Throughout my career, I’ve seen how people can experience the same situation and reach dramatically different conclusions based on what they can see.
When You’re Standing on the Beach
Many years ago, I was involved in a transportation operation that was struggling financially.
Revenue was declining. Costs were rising. Morale was suffering. Customers were frustrated.
For employees closest to the day-to-day operation, it often felt like the organization was fighting a losing battle.
And honestly, I understood why.
They were dealing with customer complaints, staffing challenges, equipment issues, and operational disruptions every day.
What they saw was real.
What they couldn’t always see were the contract negotiations, business development efforts, cost initiatives, operational changes, and strategic decisions taking place behind the scenes.

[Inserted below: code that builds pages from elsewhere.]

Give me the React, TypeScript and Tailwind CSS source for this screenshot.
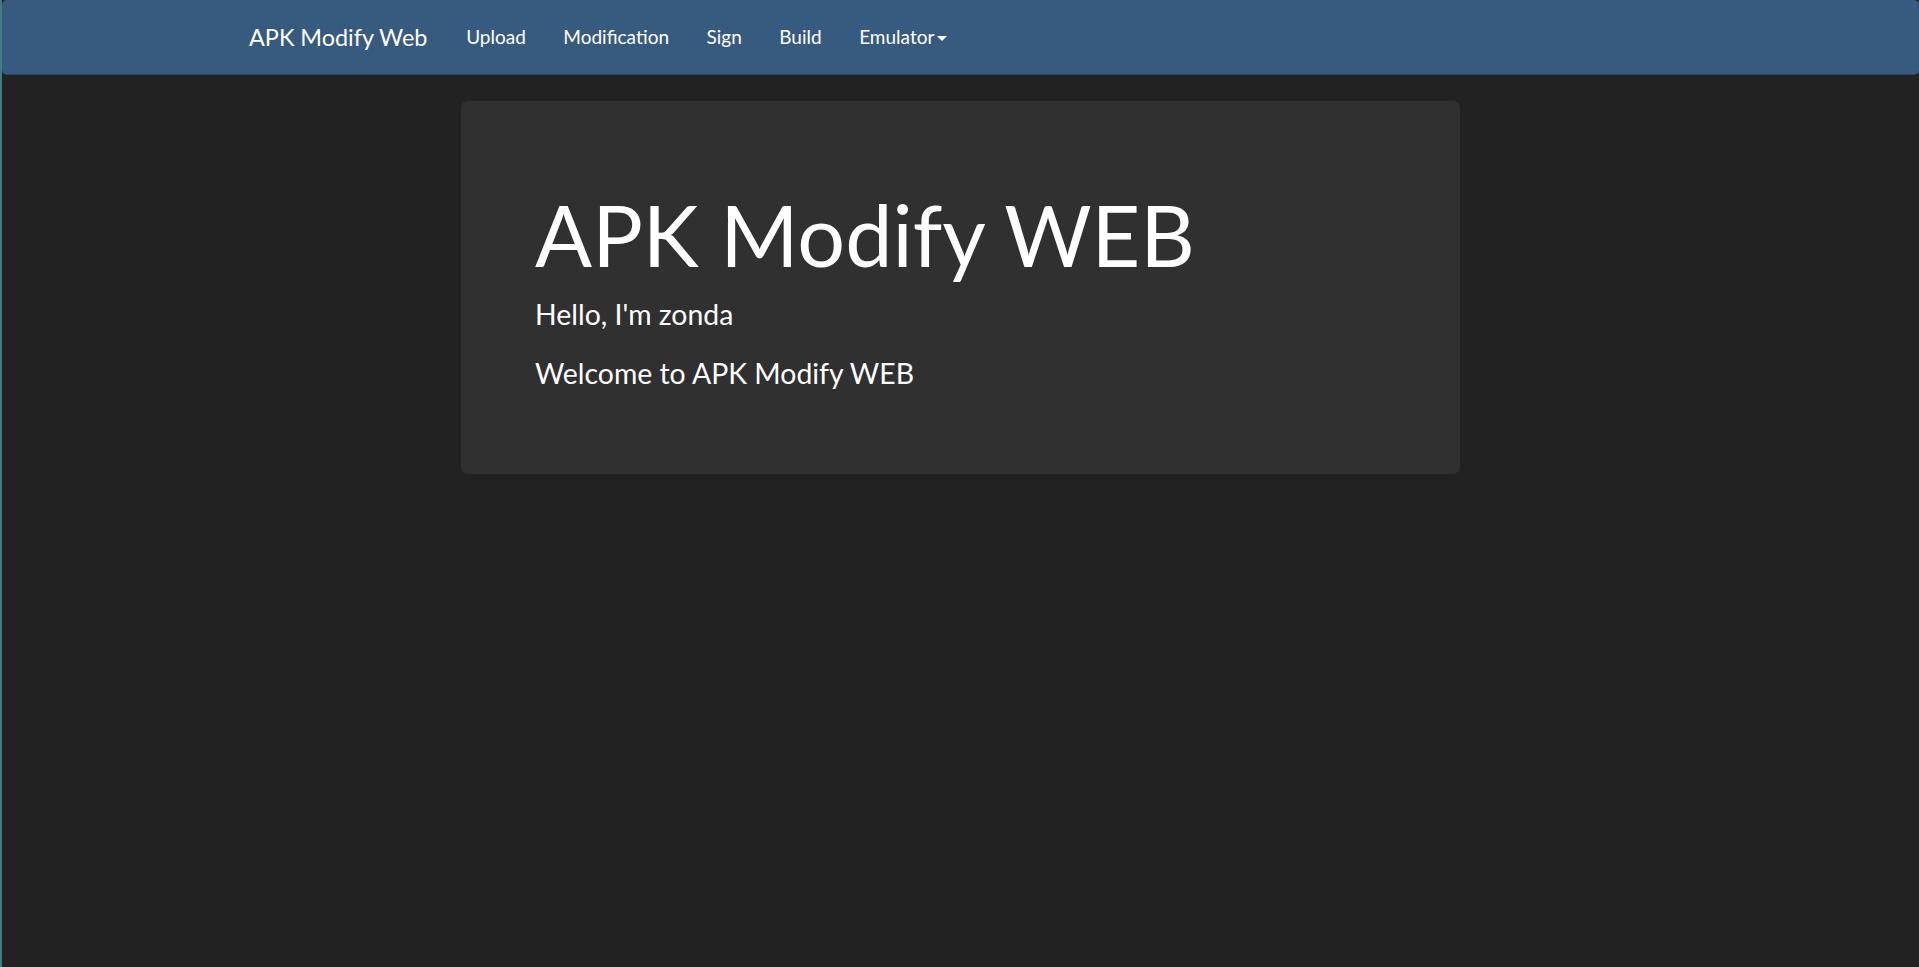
import React from 'react';

const links = ['Upload', 'Modification', 'Sign', 'Build'];

const App: React.FC = () => {
  return (
    <div className="flex min-h-screen bg-[#222222] font-['Lato','Liberation_Sans',sans-serif] text-white">
      {/* thin strip on the left edge */}
      <div className="w-[2px] shrink-0 bg-[#3f7d80]" />

      <div className="flex-1">
        {/* Navbar */}
        <nav className="flex h-[75px] items-center rounded-[5px] border-b border-[#2c4560] bg-[#375a7f] pl-[228px]">
          <a className="pl-[19px] pr-[20px] text-[23.4px] leading-[74px] text-white">APK Modify Web</a>
          {links.map((l) => (
            <a key={l} className="px-[18.75px] text-[19px] leading-[74px] text-white">
              {l}
            </a>
          ))}
          <a className="flex items-center px-[18.75px] text-[19px] leading-[74px] text-white">
            Emulator
            <span className="ml-[3px] mt-[2px] h-0 w-0 border-x-[5px] border-t-[5px] border-x-transparent border-t-white" />
          </a>
        </nav>

        {/* Jumbotron */}
        <div className="mx-auto mt-[26px] w-[999px] rounded-[7px] bg-[#303030] pb-[62px] pl-[74px] pr-[75px] pt-[60px]">
          <h1 className="mb-[12.5px] mt-[28px] text-[84.4px] font-normal leading-[1.1]">APK Modify WEB</h1>
          <p className="mb-[18.75px] text-[28.4px] leading-[40px]">Hello, I'm zonda</p>
          <p className="mb-[18.75px] text-[28.4px] leading-[40px]">Welcome to APK Modify WEB</p>
        </div>
      </div>
    </div>
  );
};

export default App;
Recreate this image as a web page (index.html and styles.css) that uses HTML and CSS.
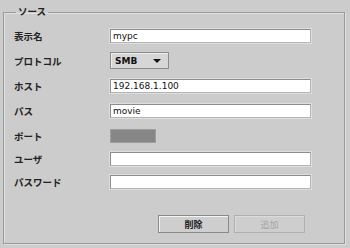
FILE: index.html
```html
<!DOCTYPE html>
<html lang="ja">
<head>
    <meta charset="UTF-8">
    <title>ソース</title>
    <link rel="stylesheet" href="styles.css">
</head>
<body>
    <fieldset class="source-box">
        <legend class="source-title">ソース</legend>

        <div class="form-grid">
            <label class="field-label">表示名</label>
            <div class="field"><input type="text" class="text-input" value="mypc"></div>

            <label class="field-label">プロトコル</label>
            <div class="field">
                <div class="select-box">
                    <span>SMB</span>
                    <span class="select-arrow"></span>
                </div>
            </div>

            <label class="field-label">ホスト</label>
            <div class="field"><input type="text" class="text-input" value="192.168.1.100"></div>

            <label class="field-label">パス</label>
            <div class="field"><input type="text" class="text-input" value="movie"></div>

            <label class="field-label">ポート</label>
            <div class="field"><div class="port-box"></div></div>

            <label class="field-label">ユーザ</label>
            <div class="field"><input type="text" class="text-input" value=""></div>

            <label class="field-label">パスワード</label>
            <div class="field"><input type="password" class="text-input" value=""></div>
        </div>

        <div class="button-row">
            <button class="action-btn">削除</button>
            <button class="action-btn" disabled>追加</button>
        </div>
    </fieldset>
</body>
</html>
```

FILE: styles.css
```css
* {
    margin: 0;
    padding: 0;
    box-sizing: border-box;
}

body {
    width: 350px;
    height: 248px;
    background: #cccccc;
    font-family: "DejaVu Sans", "Noto Sans CJK JP", sans-serif;
    color: #1a1a1a;
    padding: 6px 5px 4px 3px;
    overflow: hidden;
}

.source-box {
    height: 238px;
    border: 1px solid #9a9a9a;
    box-shadow: inset 1px 1px 0 #e0e0e0, 1px 1px 0 #e0e0e0;
    padding: 0 0 0 10px;
    position: relative;
}

.source-title {
    margin-left: 2px;
    padding: 0 2px;
    font-family: "Noto Sans CJK JP", sans-serif;
    font-size: 9.5px;
    font-weight: bold;
    line-height: 12px;
    color: #222;
    position: relative;
    top: -1px;
}

.form-grid {
    display: grid;
    grid-template-columns: 96px 201px;
    grid-template-rows: 24px 25px 25px 26px 24px 22px 23px;
    margin-top: 6px;
    align-items: center;
}

.field-label {
    font-family: "Noto Sans CJK JP", sans-serif;
    font-size: 9.5px;
    font-weight: bold;
    color: #222;
    line-height: 12px;
}

.field {
    display: flex;
    align-items: center;
}

.text-input {
    width: 201px;
    height: 14px;
    border: 1px solid #8c8c8c;
    border-right-color: #b5b5b5;
    border-bottom-color: #b5b5b5;
    box-shadow: 0 0 0 1px #dedede;
    background: white;
    font-family: "DejaVu Sans", sans-serif;
    font-size: 9px;
    padding: 0 2px;
    color: #111;
    outline: none;
}

.select-box {
    width: 59px;
    height: 17px;
    border: 1px solid #8c8c8c;
    box-shadow: inset 1px 1px 0 #eeeeee;
    background: #d6d6d6;
    display: flex;
    align-items: center;
    justify-content: space-between;
    padding: 0 7px 0 4px;
    font-size: 9px;
    font-weight: bold;
    color: #111;
}

.select-arrow {
    width: 0;
    height: 0;
    border-left: 4px solid transparent;
    border-right: 4px solid transparent;
    border-top: 4px solid #111;
}

.port-box {
    width: 46px;
    height: 14px;
    background: #878787;
    border: 1px solid #9e9e9e;
}

.button-row {
    display: flex;
    gap: 5px;
    margin: 22px 0 0 144px;
}

.action-btn {
    width: 71px;
    height: 18px;
    background: #cecece;
    border: 1px solid #8a8a8a;
    box-shadow: inset 1px 1px 0 #f4f4f4;
    font-family: "Noto Sans CJK JP", sans-serif;
    font-size: 9px;
    font-weight: bold;
    color: #222;
}

.action-btn:disabled {
    border-color: #b0b0b0;
    color: #a6a6a6;
    font-weight: normal;
    box-shadow: inset 1px 1px 0 #dcdcdc;
}
```
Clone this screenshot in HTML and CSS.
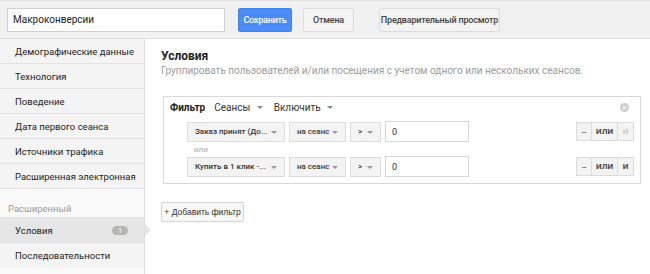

Their perspective was shaped by the challenges immediately in front of them.
Mine was shaped by a broader view of the organization.
Neither perspective was wrong.
One was simply wider than the other.
I’ve seen this same dynamic play out during turnarounds, start-ups, rapid growth, and periods of significant uncertainty.
I saw it while helping turn around operations in Orlando and Las Vegas.
I saw it while helping stabilize and improve a newly launched transportation operation in Austin.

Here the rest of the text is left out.